Regarding the future outcomes, there are envisioned three possible scenarios with corresponding different returns for each asset. For clarity, the Scenarios will be labeled with the index ‘m’ when need arises to point to any (or all) of them without specifying which. Each scenario is equally likely to occur; in other words the probability for each scenario is exactly 1/3, which is denoted as ${\mathcal P}(S_m) = 1/3$.
The final ingredient is the fraction of the portfolio that is comprised of Asset A, $f_A$, and Asset B, $f_B$. For this example, the portfolio is made up of a 50-50 split between the two (i.e., $f_A = f_B = 0.5$).
With this information we can calculate the expected return for each asset across the various scenarios, given by
\[ E[r_i] = \sum_{m=1}^3 {\mathcal P}(S_m) \cdot r(S_m) \; \]
as well as the portfolio return for each scenario, given by
\[ r(S_m) = \sum_{i=A}^B f_i r_i(S_m) \; .\]
The table below summarizes both the individual returns per scenario for each asset, $r_i(S_m)$ (note it bears two indices – the ‘i’ to specify asset and the ‘m’ to specify scenario) along with $E[r_i]$ and $r[S_m]$ (in the margins).
Regardless of which sum is performed first, by asset as
\[ E[\text{portfolio}] = \sum_{i=A}^B f_i E[r_i] \; \]
or by scenario as
\[ E[\text{portfolio}] = \sum_{m=1}^3 {\mathcal P}(S_m) r(S_m) \; , \]
the expected return of the portfolio is 8.5%
The picture isn’t complete without having a risk assessment and that means we want to calculate the variance of the portfolio. However, our task will be far simpler if we introduce some intermediate results.
First let’s calculate the variance of each asset across the scenarios, using
\[ \sigma^2[r_i] = \sum_{m=1}^3 {\mathcal P}(S_m) \left[ r_i(S_m) – E[r_i] \right] ^2 \; \] to arrive at
\[ \sigma^2[r_A] = \frac{1}{3} (15-9)^2 + \frac{1}{3}[9-9]^2 + \frac{1}{3}[3-9]^2 = 0.0024 \; \]
and
\[ \sigma^2[r_B] = \frac{1}{3} (6-8)^2 + \frac{1}{3}[6-8]^2 + \frac{1}{3}[12-8]^2 = 0.0008 \; .\]
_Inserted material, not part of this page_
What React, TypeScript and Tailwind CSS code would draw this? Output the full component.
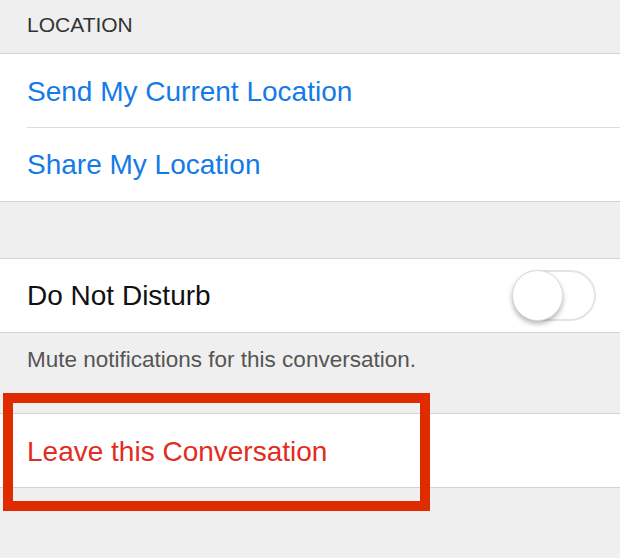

Because variance involved squaring the underlying quantities we have reverted from percentages to floating point numbers since the only other alternative is to write these values as 24%2 and 8%2, with all the foreign-looking notation and mental gymnastics required to switch to dimensionless numbers.
The variance of the portfolio is given by
\[ \sigma^2[\text{portfolio}] = \sum_{m=1}^3 {\mathcal P}(S_m) \cdot \left[ r(S_m) – E[\text{portfolio}] \right]^2 \; . \]
Inserting the numbers from this toy problem gives
\[ \sigma^2[\text{portfolio}] = \frac{1}{3}(10.5-8.5)^2 + \frac{1}{3}(7.5-8.5)^2 + \frac{1}{3}(7.5-8.5)^2 = 2 %^2 = 0.0002 \; .\]
Note that the variance of the portfolio is actually far lower than either the variance of asset A (by a factor of 12) or the variance of asset B (by a factor of 4). The question, of course, is why.
The answer lies in returning to the formula for calculating the portfolio variance and expanding the sums over the individual assets that make up $r(S_m)$. The calculation is a bit long and not terribly instructive and, moreover, it can be found in so many places, that I’ll just cite the result:
\[ \sigma^2(\text{portfolio}) = f_A^2 \sigma^2[r_A] + f_B^2 \sigma^2[r_B] + 2 f_A f_B \sigma[r_A,r_B] \; , \]
where the cross-correlation between assets A and B is given by
\[ \sigma[r_A,r_B] = \sum_{m=1}^3 {\mathcal P}(S_m) \left[ r_A(S_m) – E[r_A] \right] \left[ r_B(S_m) – E[r_B] \right] \; .\]
This cross-correlation term can be positive (increases the variance), zero (does nothing), or it can be negative (decreases the variance). Only in the latter case is the risk mitigated and the portfolio said to be diversified. In other words, diversification came about because Asset A was high in scenarios where Asset B was low and vice-versa (although not perfectly so). The cross-correlation term $\sigma[r_A,r_B] = – 0.0012$.
Next month, we’ll look at how to optimize the weights $f$ to produce a portfolio that balances risk versus return.